■ EXERCISE PROMPT ■
Retype every line from the start of the data down to and including the line with "const [contatos] = useState([]);". Skip the pictures.

■ ENTRIES SUPPLIED ■

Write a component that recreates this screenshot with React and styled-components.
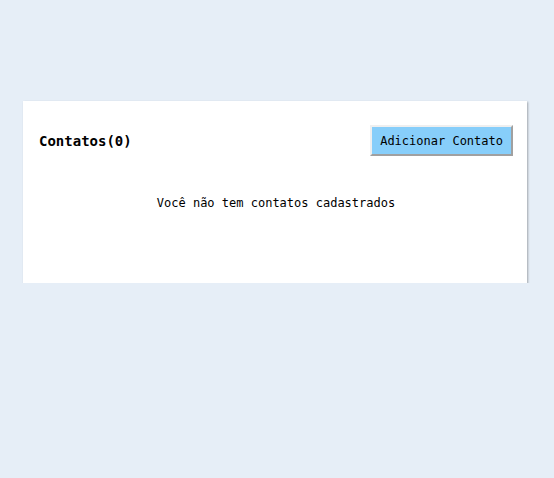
import React, { useState } from "react";
import styled, { createGlobalStyle } from "styled-components";

const GlobalStyle = createGlobalStyle`
  html, body {
    margin: 0;
    background-color: #e6eef7;
    font-family: "DejaVu Sans Mono", monospace;
  }
`;

const Page = styled.div`
  padding: 101px 27px 0 23px;
`;

const Card = styled.div`
  background-color: #ffffff;
  box-shadow: 1px 1px 2px rgba(0, 0, 0, 0.3);
  padding: 24px 14px 0 16px;
  height: 158px;
`;

const Header = styled.div`
  display: flex;
  justify-content: space-between;
  align-items: center;
`;

const Title = styled.h3`
  margin: 0;
  font-size: 14px;
  font-weight: bold;
  color: #000;
`;

const AddButton = styled.button`
  font-family: "DejaVu Sans Mono", monospace;
  font-size: 12px;
  color: #000;
  background-color: #87cefa;
  border: 2px solid;
  border-color: #efefef #a0a0a0 #a0a0a0 #efefef;
  padding: 0 8px;
  height: 31px;
  cursor: pointer;
`;

const Empty = styled.p`
  margin: 40px 0 0;
  text-align: center;
  font-size: 12px;
  color: #000;
`;

export default function App() {
  const [contatos] = useState([]);

  return (
    <>
      <GlobalStyle />
      <Page>
        <Card>
          <Header>
            <Title>Contatos({contatos.length})</Title>
            <AddButton>Adicionar Contato</AddButton>
          </Header>
          {contatos.length === 0 && (
            <Empty>Você não tem contatos cadastrados</Empty>
          )}
        </Card>
      </Page>
    </>
  );
}
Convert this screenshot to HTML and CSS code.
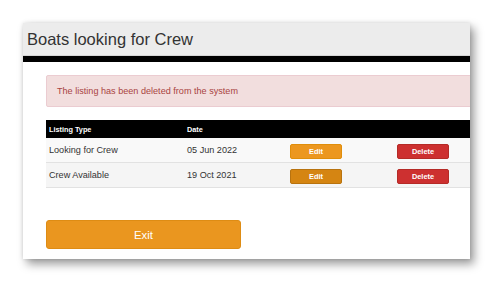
FILE: index.html
```html
<!DOCTYPE html>
<html lang="en">

<head>
    <meta charset="UTF-8">
    <meta name="viewport" content="width=device-width, initial-scale=1.0">
    <title>Boats looking for Crew</title>
    <link rel="stylesheet" href="styles.css">
</head>

<body>
    <div class="window">
        <div class="window-header">
            <h1>Boats looking for Crew</h1>
        </div>
        <div class="window-bar"></div>

        <div class="window-body">
            <div class="alert">The listing has been deleted from the system</div>

            <table class="listings">
                <thead>
                    <tr>
                        <th class="col-type">Listing Type</th>
                        <th class="col-date">Date</th>
                        <th class="col-edit"></th>
                        <th class="col-delete"></th>
                    </tr>
                </thead>
                <tbody>
                    <tr>
                        <td>Looking for Crew</td>
                        <td>05 Jun 2022</td>
                        <td><button class="btn-small btn-edit">Edit</button></td>
                        <td><button class="btn-small btn-delete">Delete</button></td>
                    </tr>
                    <tr>
                        <td>Crew Available</td>
                        <td>19 Oct 2021</td>
                        <td><button class="btn-small btn-edit active">Edit</button></td>
                        <td><button class="btn-small btn-delete">Delete</button></td>
                    </tr>
                </tbody>
            </table>

            <button class="btn-exit">Exit</button>
        </div>
    </div>
</body>

</html>
```

FILE: styles.css
```css
body {
    font-family: "Liberation Sans", Arial, sans-serif;
    margin: 0;
    padding: 23px;
    background-color: #fff;
}

.window {
    width: 447px;
    height: 236px;
    background: white;
    overflow: hidden;
    box-shadow: 4px 5px 9px rgba(0, 0, 0, 0.4), 0 0 4px rgba(0, 0, 0, 0.12);
}

.window-header {
    height: 32px;
    background: #ececec;
    border-bottom: 1px solid #d6d6d6;
    display: flex;
    align-items: center;
    padding-left: 4px;
}

.window-header h1 {
    margin: 0;
    font-size: 16.5px;
    font-weight: normal;
    color: #333;
}

.window-bar {
    height: 6px;
    background: black;
}

.window-body {
    width: 470px;
    padding: 13px 0 0 23px;
}

.alert {
    height: 30px;
    display: flex;
    align-items: center;
    padding-left: 10px;
    background: #f2dede;
    border: 1px solid #ebccd1;
    border-radius: 2px;
    color: #a94442;
    font-size: 9.1px;
}

.listings {
    width: 447px;
    margin-top: 13px;
    border-collapse: collapse;
    table-layout: fixed;
    font-size: 9.1px;
    color: #333;
}

.listings th {
    height: 18px;
    padding: 0 3px;
    background: black;
    color: white;
    font-size: 7.3px;
    text-align: left;
}

.col-type {
    width: 132px;
}

.col-date {
    width: 97px;
}

.col-edit {
    width: 101px;
}

.listings td {
    height: 24px;
    padding: 0 3px;
    border-bottom: 1px solid #e2e2e2;
    background: #f9f9f9;
}

.listings tbody tr:nth-child(2) td {
    background: #f5f5f5;
}

.btn-small {
    width: 52px;
    height: 15px;
    margin-top: 2px;
    padding: 0;
    border-radius: 2px;
    color: white;
    font-family: "Liberation Sans", Arial, sans-serif;
    font-size: 7.4px;
    font-weight: bold;
    display: block;
}

.btn-edit {
    background: #ec971f;
    border: 1px solid #e08e0b;
}

.btn-edit.active {
    background: #d58512;
    border-color: #b8730f;
}

.btn-delete {
    background: #cd3030;
    border: 1px solid #b52b27;
}

.btn-exit {
    display: block;
    width: 195px;
    height: 29px;
    margin-top: 32px;
    background: #ea961f;
    border: 1px solid #de8c14;
    border-radius: 3px;
    color: #fff;
    font-family: "Liberation Sans", Arial, sans-serif;
    font-size: 11.4px;
}
```
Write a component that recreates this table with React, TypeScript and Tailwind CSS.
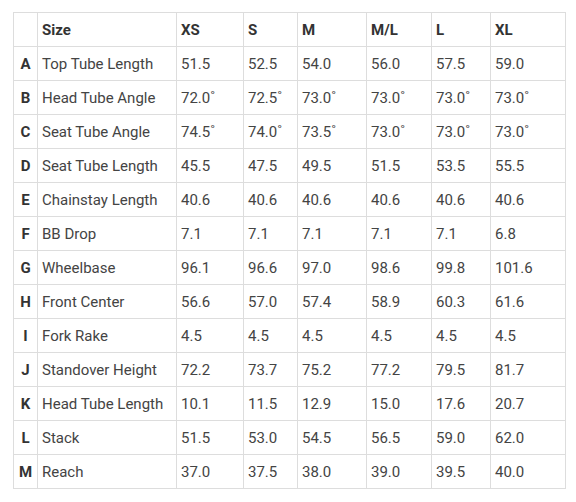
import { FC } from 'react'

const sizes = ['XS', 'S', 'M', 'M/L', 'L', 'XL']

const rows: [string, string, string[]][] = [
  ['A', 'Top Tube Length', ['51.5', '52.5', '54.0', '56.0', '57.5', '59.0']],
  ['B', 'Head Tube Angle', ['72.0˚', '72.5˚', '73.0˚', '73.0˚', '73.0˚', '73.0˚']],
  ['C', 'Seat Tube Angle', ['74.5˚', '74.0˚', '73.5˚', '73.0˚', '73.0˚', '73.0˚']],
  ['D', 'Seat Tube Length', ['45.5', '47.5', '49.5', '51.5', '53.5', '55.5']],
  ['E', 'Chainstay Length', ['40.6', '40.6', '40.6', '40.6', '40.6', '40.6']],
  ['F', 'BB Drop', ['7.1', '7.1', '7.1', '7.1', '7.1', '6.8']],
  ['G', 'Wheelbase', ['96.1', '96.6', '97.0', '98.6', '99.8', '101.6']],
  ['H', 'Front Center', ['56.6', '57.0', '57.4', '58.9', '60.3', '61.6']],
  ['I', 'Fork Rake', ['4.5', '4.5', '4.5', '4.5', '4.5', '4.5']],
  ['J', 'Standover Height', ['72.2', '73.7', '75.2', '77.2', '79.5', '81.7']],
  ['K', 'Head Tube Length', ['10.1', '11.5', '12.9', '15.0', '17.6', '20.7']],
  ['L', 'Stack', ['51.5', '53.0', '54.5', '56.5', '59.0', '62.0']],
  ['M', 'Reach', ['37.0', '37.5', '38.0', '39.0', '39.5', '40.0']],
]

const cell = 'border border-[#dddddd] h-[34px] px-[4px] py-0 text-left align-middle'

export const GeometryTable: FC = () => {
  return (
    <table className="table-fixed border-collapse w-[552px] text-[15px] leading-[20px] text-[#444444]">
      <colgroup>
        <col className="w-[24px]" />
        <col className="w-[139px]" />
        <col className="w-[67px]" />
        <col className="w-[54px]" />
        <col className="w-[69px]" />
        <col className="w-[65px]" />
        <col className="w-[59px]" />
        <col className="w-[75px]" />
      </colgroup>
      <thead>
        <tr>
          <th className={cell}></th>
          <th className={`${cell} font-bold text-[#333333]`}>Size</th>
          {sizes.map((s) => (
            <th key={s} className={`${cell} font-bold text-[#333333]`}>
              {s}
            </th>
          ))}
        </tr>
      </thead>
      <tbody>
        {rows.map(([letter, label, values]) => (
          <tr key={letter}>
            <td className={`${cell} !px-0 !text-center font-bold text-[#333333]`}>{letter}</td>
            <td className={cell}>{label}</td>
            {values.map((v, i) => (
              <td key={i} className={cell}>
                {v}
              </td>
            ))}
          </tr>
        ))}
      </tbody>
    </table>
  )
}

export default function App() {
  return (
    <div className="w-[576px] h-[502px] bg-white pl-[13px] pt-[12px] font-['Roboto',sans-serif]">
      <GeometryTable />
    </div>
  )
}
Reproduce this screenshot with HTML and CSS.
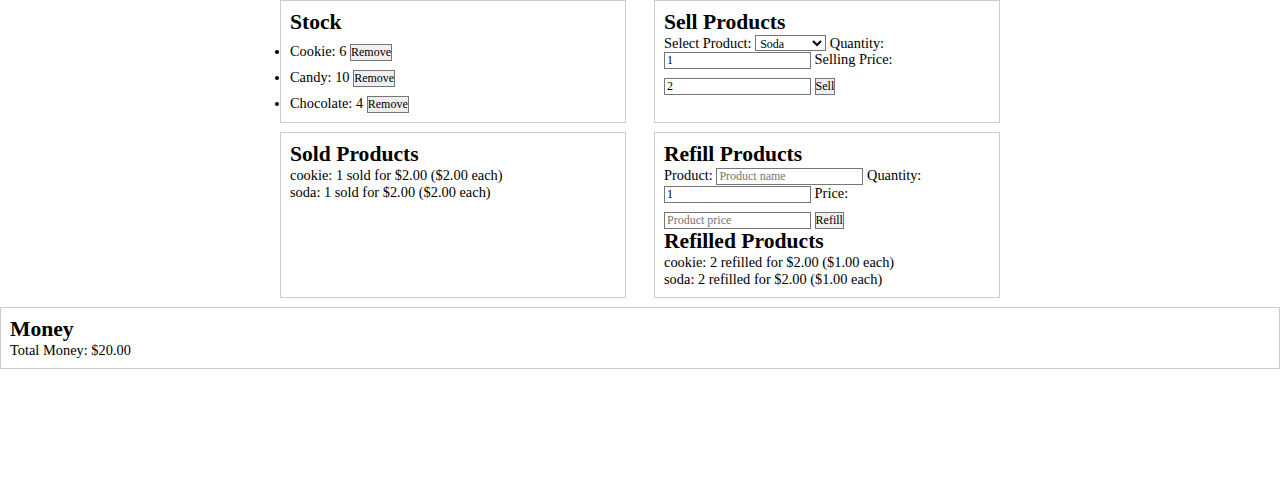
FILE: index.html
```html
<!DOCTYPE html>
<html lang="en">
<head>
<meta charset="utf-8">
<title>Shop</title>
<link rel="stylesheet" href="styles.css">
</head>
<body>
<div class="grid">
  <section class="box">
    <h2>Stock</h2>
    <ul class="stock">
      <li>Cookie: 6 <button class="btn">Remove</button></li>
      <li>Candy: 10 <button class="btn">Remove</button></li>
      <li>Chocolate: 4 <button class="btn">Remove</button></li>
    </ul>
  </section>
  <section class="box">
    <h2>Sell Products</h2>
    <div class="form">
      <label>Select Product:</label>
      <select class="sel"><option>Soda</option><option>Cookie</option></select>
      <label>Quantity:</label>
      <input class="inp" type="text" value="1">
      <label>Selling Price:</label>
      <input class="inp" type="text" value="2">
      <button class="btn">Sell</button>
    </div>
  </section>
  <section class="box">
    <h2>Sold Products</h2>
    <div class="line">cookie: 1 sold for $2.00 ($2.00 each)</div>
    <div class="line">soda: 1 sold for $2.00 ($2.00 each)</div>
  </section>
  <section class="box">
    <h2>Refill Products</h2>
    <div class="form">
      <label>Product:</label>
      <input class="inp" type="text" placeholder="Product name">
      <label>Quantity:</label>
      <input class="inp" type="text" value="1">
      <label>Price:</label>
      <input class="inp" type="text" placeholder="Product price">
      <button class="btn">Refill</button>
    </div>
    <h2>Refilled Products</h2>
    <div class="line">cookie: 2 refilled for $2.00 ($1.00 each)</div>
    <div class="line">soda: 2 refilled for $2.00 ($1.00 each)</div>
  </section>
</div>
<section class="box money">
  <h2>Money</h2>
  <div class="line">Total Money: $20.00</div>
</section>
</body>
</html>
```

FILE: styles.css
```css
html, body {
  margin: 0;
  padding: 0;
  background: #fff;
}
body {
  font-family: "Liberation Serif", "Times New Roman", serif;
  font-size: 14.4px;
  color: #000;
}
.grid {
  display: grid;
  grid-template-columns: 346px 346px;
  justify-content: center;
  gap: 9px 28px;
}
.box {
  box-sizing: border-box;
  border: 1px solid #ccc;
  padding: 9px;
}
.money {
  margin-top: 9px;
}
h2 {
  margin: 0;
  font-size: 21.6px;
  font-weight: bold;
}
.stock {
  margin: 0;
  padding: 0;
  list-style: disc outside;
}
.line {
  margin: 0;
}
.form {
  line-height: 16px;
}
.btn {
  font-family: "Liberation Serif", "Times New Roman", serif;
  font-size: 12px;
  line-height: 13px;
  color: #000;
  background: #efefef;
  border: 1px solid #767676;
  border-radius: 0;
  padding: 1px 0;
  margin: 9px 0 0 0;
}
.inp {
  box-sizing: border-box;
  width: 147px;
  height: 17px;
  font-family: "Liberation Serif", "Times New Roman", serif;
  font-size: 12px;
  color: #000;
  border: 1px solid #767676;
  border-radius: 0;
  padding: 1px 2px;
  margin: 0;
}
.inp::placeholder {
  color: #757575;
}
.sel {
  box-sizing: border-box;
  width: 71px;
  height: 16px;
  font-family: "Liberation Serif", "Times New Roman", serif;
  font-size: 12px;
  color: #000;
  border: 1px solid #767676;
  border-radius: 0;
  padding: 0;
  margin: 0;
  background: #fff;
}
```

■ FINISHED TASK ■
Write a component that recreates this screenshot with React and styled-components.
import React, { useState } from "react";
import styled, { createGlobalStyle } from "styled-components";

const GlobalStyle = createGlobalStyle`
  html, body {
    margin: 0;
    background-color: #e6eef7;
    font-family: "DejaVu Sans Mono", monospace;
  }
`;

const Page = styled.div`
  padding: 101px 27px 0 23px;
`;

const Card = styled.div`
  background-color: #ffffff;
  box-shadow: 1px 1px 2px rgba(0, 0, 0, 0.3);
  padding: 24px 14px 0 16px;
  height: 158px;
`;

const Header = styled.div`
  display: flex;
  justify-content: space-between;
  align-items: center;
`;

const Title = styled.h3`
  margin: 0;
  font-size: 14px;
  font-weight: bold;
  color: #000;
`;

const AddButton = styled.button`
  font-family: "DejaVu Sans Mono", monospace;
  font-size: 12px;
  color: #000;
  background-color: #87cefa;
  border: 2px solid;
  border-color: #efefef #a0a0a0 #a0a0a0 #efefef;
  padding: 0 8px;
  height: 31px;
  cursor: pointer;
`;

const Empty = styled.p`
  margin: 40px 0 0;
  text-align: center;
  font-size: 12px;
  color: #000;
`;

export default function App() {
  const [contatos] = useState([]);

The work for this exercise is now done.